In these paragraphs, Mr. Arnett provides a good overview of the tensions that exist between Superintendents, Boards, and the various constituent groups each serves. But there is one factor that he overlooks in his analysis: the impact of standardized testing. Before the advent of NCLB, the various constituent groups not only had debates over how the district should be RUN, they also had debates over how to MEASURE how well schools are being run. When NCLB came to town, the debate about measurement disappeared: test scores were all that mattered…. and that determination had a HUGE impact on decision making up-and-down the chain of command and within districts. And the reliance on tests as the primary metric for “quality” is now having a subtle but powerful impact on the way schools are managed…. and the impact is not beneficial.

With summative standardized test scores used as the ultimate measure of “quality”, individual and collective student progress is measured against other students in an age cohort. Because TIME is the only variable available to administrators and teachers when PERFORMANCE on tests is viewed as a constant benchmark, schools serving students who fall on the low end of a statistical artifact— namely the bell curve created by standardized test writers— devote more time to teaching those items. Another consequence of test-centered metrics is that teachers in those schools spend much of their energy working with students who are on the cusp of achieving another statistical artifact, namely the “cut score”. This leads to the ultimate adverse effect of test-centered metrics: an ever widening divergence between affluent schools and schools serving children in poverty. Because test scores align with wealth, “high achieving” schools tend to serve children raised in affluence and “low achieving” schools tend to serve children raised in poverty. As noted above, teachers in “low achieving” schools need to devote more and more of their time teaching-to-the-test and those districts, consequently, devote more and more of their resources to that narrow goal. When faced with the budget difficulties that emerged after 2008, districts serving children raised in poverty shed “frills” like Art, Music, PE, and social services. Affluent districts, on the other hand, were not only more insulated from the budget hits of 2008, their teachers generally ignored the STATE standardized tests since their students scored in the higher ranges without requiring any focused instruction. Finally, and most importantly from my perspective, the use of summative standardized tests as the primary metric precludes any move toward mastery learning ,where student progress is measured based on formative tests.

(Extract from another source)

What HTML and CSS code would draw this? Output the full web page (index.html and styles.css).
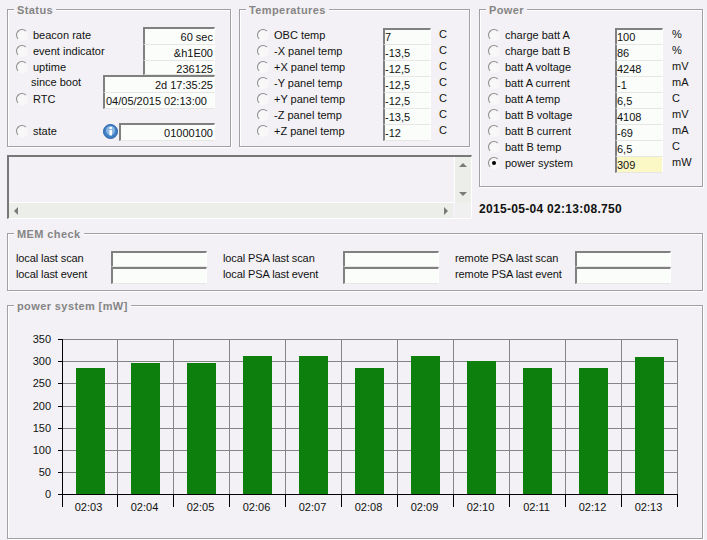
FILE: index.html
```html
<!DOCTYPE html>
<html lang="en">
<head>
<meta charset="utf-8">
<title>Telemetry</title>
<link rel="stylesheet" href="styles.css">
</head>
<body>
<main class="page">
  <div class="top">
    <div class="left-col">
      <div class="left-row">
        <section class="group status">
          <h2 class="legend">Status</h2>
          <div class="row"><span class="radio"></span><span class="label">beacon rate</span><span class="field w72 right first">60 sec</span></div>
          <div class="row"><span class="radio"></span><span class="label">event indicator</span><span class="field w72 right">&amp;h1E00</span></div>
          <div class="row"><span class="radio"></span><span class="label">uptime</span><span class="field w72 right short">236125</span></div>
          <div class="row"><span class="label sub">since boot</span><span class="field w112 right first">2d 17:35:25</span></div>
          <div class="row"><span class="radio"></span><span class="label">RTC</span><span class="field w112 inset">04/05/2015 02:13:00</span></div>
          <div class="row"></div>
          <div class="row"><span class="radio"></span><span class="label">state</span>
            <svg class="info" viewBox="0 0 15 15" aria-hidden="true"><circle cx="7.5" cy="7.5" r="7" fill="#3f7fc4" stroke="#2a62a8"/><circle cx="7.5" cy="6.5" r="4.5" fill="#8db8e4"/><rect x="6.5" y="6" width="2.4" height="5.5" fill="#fff"/><rect x="6.5" y="3" width="2.4" height="2" fill="#fff"/></svg>
            <span class="field w96 right first">01000100</span></div>
        </section>
        <section class="group temps">
          <h2 class="legend">Temperatures</h2>
          <div class="row"><span class="radio"></span><span class="label">OBC temp</span><span class="field w48 lead">7</span><span class="unit">C</span></div>
          <div class="row"><span class="radio"></span><span class="label">-X panel temp</span><span class="field w48">-13,5</span><span class="unit">C</span></div>
          <div class="row"><span class="radio"></span><span class="label">+X panel temp</span><span class="field w48">-12,5</span><span class="unit">C</span></div>
          <div class="row"><span class="radio"></span><span class="label">-Y panel temp</span><span class="field w48">-12,5</span><span class="unit">C</span></div>
          <div class="row"><span class="radio"></span><span class="label">+Y panel temp</span><span class="field w48">-12,5</span><span class="unit">C</span></div>
          <div class="row"><span class="radio"></span><span class="label">-Z panel temp</span><span class="field w48">-13,5</span><span class="unit">C</span></div>
          <div class="row"><span class="radio"></span><span class="label">+Z panel temp</span><span class="field w48">-12</span><span class="unit">C</span></div>
        </section>
      </div>
      <div class="logbox">
        <div class="log-text"></div>
        <div class="vbar"><span class="arrow up"></span><span class="arrow down"></span></div>
        <div class="hbar"><span class="arrow leftward"></span><span class="arrow rightward"></span></div>
        <div class="corner"></div>
      </div>
    </div>
    <div class="right-col">
      <section class="group power">
        <h2 class="legend">Power</h2>
        <div class="row"><span class="radio"></span><span class="label">charge batt A</span><span class="field w48 lead">100</span><span class="unit">%</span></div>
        <div class="row"><span class="radio"></span><span class="label">charge batt B</span><span class="field w48">86</span><span class="unit">%</span></div>
        <div class="row"><span class="radio"></span><span class="label">batt A voltage</span><span class="field w48">4248</span><span class="unit">mV</span></div>
        <div class="row"><span class="radio"></span><span class="label">batt A current</span><span class="field w48">-1</span><span class="unit">mA</span></div>
        <div class="row"><span class="radio"></span><span class="label">batt A temp</span><span class="field w48">6,5</span><span class="unit">C</span></div>
        <div class="row"><span class="radio"></span><span class="label">batt B voltage</span><span class="field w48">4108</span><span class="unit">mV</span></div>
        <div class="row"><span class="radio"></span><span class="label">batt B current</span><span class="field w48">-69</span><span class="unit">mA</span></div>
        <div class="row"><span class="radio"></span><span class="label">batt B temp</span><span class="field w48">6,5</span><span class="unit">C</span></div>
        <div class="row"><span class="radio checked"></span><span class="label">power system</span><span class="field w48 hot">309</span><span class="unit">mW</span></div>
      </section>
      <div class="timestamp">2015-05-04 02:13:08.750</div>
    </div>
  </div>

  <section class="group mem">
    <h2 class="legend">MEM check</h2>
    <div class="mem-grid">
      <span class="mem-label c1">local last scan</span><span class="field w96 first mem-field"></span>
      <span class="mem-label">local PSA last scan</span><span class="field w96 first mem-field"></span>
      <span class="mem-label">remote PSA last scan</span><span class="field w96 first mem-field"></span>
      <span class="mem-label c1">local last event</span><span class="field w96 first mem-field tall"></span>
      <span class="mem-label">local PSA last event</span><span class="field w96 first mem-field tall"></span>
      <span class="mem-label">remote PSA last event</span><span class="field w96 first mem-field tall"></span>
    </div>
  </section>

  <section class="group chart-panel">
    <h2 class="legend">power system [mW]</h2>
    <svg class="chart" viewBox="8 306 694 231" width="694" height="231" role="img" aria-label="power system bar chart">
      <g class="grid">
        <path d="M62 339.5H677.5M62 361.5H677.5M62 383.5H677.5M62 406.5H677.5M62 428.5H677.5M62 450.5H677.5M62 472.5H677.5"/>
        <path d="M117.5 339V494M173.5 339V494M229.5 339V494M285.5 339V494M341.5 339V494M397.5 339V494M453.5 339V494M509.5 339V494M565.5 339V494M621.5 339V494M677.5 339V494"/>
      </g>
      <g class="bars">
        <rect x="76" y="368" width="29" height="126"/>
        <rect x="131" y="363" width="29" height="131"/>
        <rect x="187" y="363" width="29" height="131"/>
        <rect x="243" y="356" width="29" height="138"/>
        <rect x="299" y="356" width="29" height="138"/>
        <rect x="355" y="368" width="29" height="126"/>
        <rect x="411" y="356" width="29" height="138"/>
        <rect x="467" y="361" width="29" height="133"/>
        <rect x="523" y="368" width="29" height="126"/>
        <rect x="579" y="368" width="29" height="126"/>
        <rect x="635" y="357" width="29" height="137"/>
      </g>
      <g class="axis">
        <path d="M62.5 339V507M58 339.5H62M58 361.5H62M58 383.5H62M58 406.5H62M58 428.5H62M58 450.5H62M58 472.5H62M58 494.5H678"/>
        <path d="M117.5 494V507M173.5 494V507M229.5 494V507M285.5 494V507M341.5 494V507M397.5 494V507M453.5 494V507M509.5 494V507M565.5 494V507M621.5 494V507M677.5 494V507"/>
      </g>
      <g class="ylabels">
        <text x="51" y="343">350</text>
        <text x="51" y="365">300</text>
        <text x="51" y="387">250</text>
        <text x="51" y="410">200</text>
        <text x="51" y="432">150</text>
        <text x="51" y="454">100</text>
        <text x="51" y="476">50</text>
        <text x="51" y="498">0</text>
      </g>
      <g class="xlabels">
        <text x="88.5" y="511">02:03</text>
        <text x="144.5" y="511">02:04</text>
        <text x="200.5" y="511">02:05</text>
        <text x="256.5" y="511">02:06</text>
        <text x="312.5" y="511">02:07</text>
        <text x="368.5" y="511">02:08</text>
        <text x="424.5" y="511">02:09</text>
        <text x="480.5" y="511">02:10</text>
        <text x="536.5" y="511">02:11</text>
        <text x="592.5" y="511">02:12</text>
        <text x="648.5" y="511">02:13</text>
      </g>
    </svg>
  </section>
</main>
</body>
</html>
```
FILE: styles.css
```css
* { box-sizing: border-box; }
html, body {
  margin: 0;
  padding: 0;
  background: #f3f1f5;
  overflow: hidden;
}
body {
  font-family: "Liberation Sans", Arial, sans-serif;
  font-size: 11px;
  line-height: 14px;
  color: #111;
}
.page {
  width: 707px;
  height: 540px;
  padding: 9px 4px 0 7px;
  display: flex;
  flex-direction: column;
  gap: 14px;
}
.top { display: flex; gap: 8px; }
.left-col {
  width: 464px;
  display: flex;
  flex-direction: column;
  gap: 8px;
}
.left-row { display: flex; gap: 8px; }
.right-col { width: 224px; }

.group {
  position: relative;
  border: 1px solid #a2a0a4;
  box-shadow: inset 1px 1px 0 #fff, 1px 1px 0 #fff;
}
.legend {
  position: absolute;
  top: -7px;
  left: 6px;
  margin: 0;
  padding: 0 3px;
  background: #f3f1f5;
  font-size: 11px;
  line-height: 14px;
  font-weight: bold;
  letter-spacing: 0.4px;
  color: #858585;
}
.status { width: 224px; height: 138px; padding: 17px 15px 0 8px; }
.temps { width: 231px; height: 138px; padding: 17px 10px 0 17px; }
.power { width: 224px; height: 178px; padding: 17px 10px 0 8px; }

.row {
  display: flex;
  align-items: center;
  height: 16px;
}
.radio {
  flex: none;
  position: relative;
  width: 12px;
  height: 12px;
  margin-right: 5px;
  border-radius: 50%;
  border: 1px solid;
  border-color: #8a8a8a #f8f8f8 #f8f8f8 #8a8a8a;
  background: #f8f8f8;
}
.checked::after {
  content: "";
  position: absolute;
  left: 3px;
  top: 3px;
  width: 4px;
  height: 4px;
  border-radius: 50%;
  background: #000;
}
.label { flex: 1; white-space: nowrap; }
.sub { margin-top: -2px; padding-left: 15px; }
.field {
  flex: none;
  align-self: flex-start;
  display: block;
  height: 16px;
  margin-top: 2px;
  padding-top: 1px;
  background: #fbfdfb;
  border-left: 2px solid #808080;
  border-right: 1px solid #fff;
  border-bottom: 1px solid #e6e6e4;
  white-space: nowrap;
  overflow: hidden;
}
.w48 { width: 48px; }
.w72 { width: 72px; }
.w96 { width: 96px; }
.w112 { width: 112px; }
.right { text-align: right; padding-right: 1px; }
.inset { padding-left: 1px; }
.first {
  height: 18px;
  margin-top: 0;
  border-top: 2px solid #808080;
}
.lead {
  height: 17px;
  margin-top: 1px;
  padding-top: 0;
  border-top: 2px solid #808080;
}
.short { height: 14px; }
.hot { background: #fbf8c6; }
.unit { flex: none; width: 20px; margin-left: 8px; margin-top: -2px; }
.power .unit { margin-left: 9px; }
.power { padding-right: 10px; }
.info { flex: none; width: 15px; height: 15px; margin-right: 1px; }

.logbox {
  display: grid;
  grid-template-columns: 1fr 16px;
  grid-template-rows: 1fr 15px;
  height: 64px;
  border: 1px solid #fff;
  border-top: 2px solid #777;
  border-left: 2px solid #777;
  margin-right: -1px;
}
.log-text { background: #f3f1f5; border-bottom: 1px solid #fff; border-right: 1px solid #fff; }
.vbar, .hbar {
  display: flex;
  justify-content: space-between;
  align-items: center;
  background: #eceeea;
}
.vbar { flex-direction: column; padding: 6px 0 7px; }
.hbar { padding: 0 5px; margin-right: 2px; }
.corner { background: #f0f0f0; }
.arrow { width: 0; height: 0; border: 4px solid transparent; }
.up { border-top: 0; border-bottom-color: #7a7a7a; }
.down { border-bottom: 0; border-top-color: #7a7a7a; }
.leftward { border-left: 0; border-right-color: #7a7a7a; }
.rightward { border-right: 0; border-left-color: #7a7a7a; }

.timestamp {
  margin-top: 15px;
  font-size: 12px;
  line-height: 14px;
  font-weight: bold;
  letter-spacing: 0.3px;
  color: #111;
}

.mem { height: 58px; padding: 17px 0 0 8px; }
.mem-grid {
  display: grid;
  grid-template-columns: 95px 96px 136px 96px 136px 96px;
  grid-template-rows: 16px 16px;
}
.mem-label { padding-left: 16px; white-space: nowrap; letter-spacing: -0.1px; }
.mem-label.c1 { padding-left: 0; }
.mem-field { margin-top: 0; height: 16px; }
.mem-field.tall { height: 17px; }

.chart-panel { height: 234px; padding: 0; }
.chart { display: block; }
.grid path { fill: none; stroke: #858585; stroke-width: 1; }
.axis path { fill: none; stroke: #000; stroke-width: 1; }
.bars rect { fill: #0d7f0d; }
.ylabels text, .xlabels text {
  font-family: "Liberation Sans", Arial, sans-serif;
  font-size: 11px;
  fill: #111;
}
.ylabels text { text-anchor: end; }
.xlabels text { text-anchor: middle; }
```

As the paragraph above illustrates, with standardized tests as the ultimate metric, neither administrators nor school boards have any choice about which master to serve: they MUST ensure that test scores are high or they will lose their jobs (if they are administrators) or lose local control of their schools (if they are a Board).

Mr. Arnett’s tweet on his article read “For a real shot at improving #ed, don’t bind admins to divergent demands of multiple masters”. My tweet on the question of governance and change, noted above, reads: “For a real shot at improving #ed, don’t bind accountability to standardized test scores”.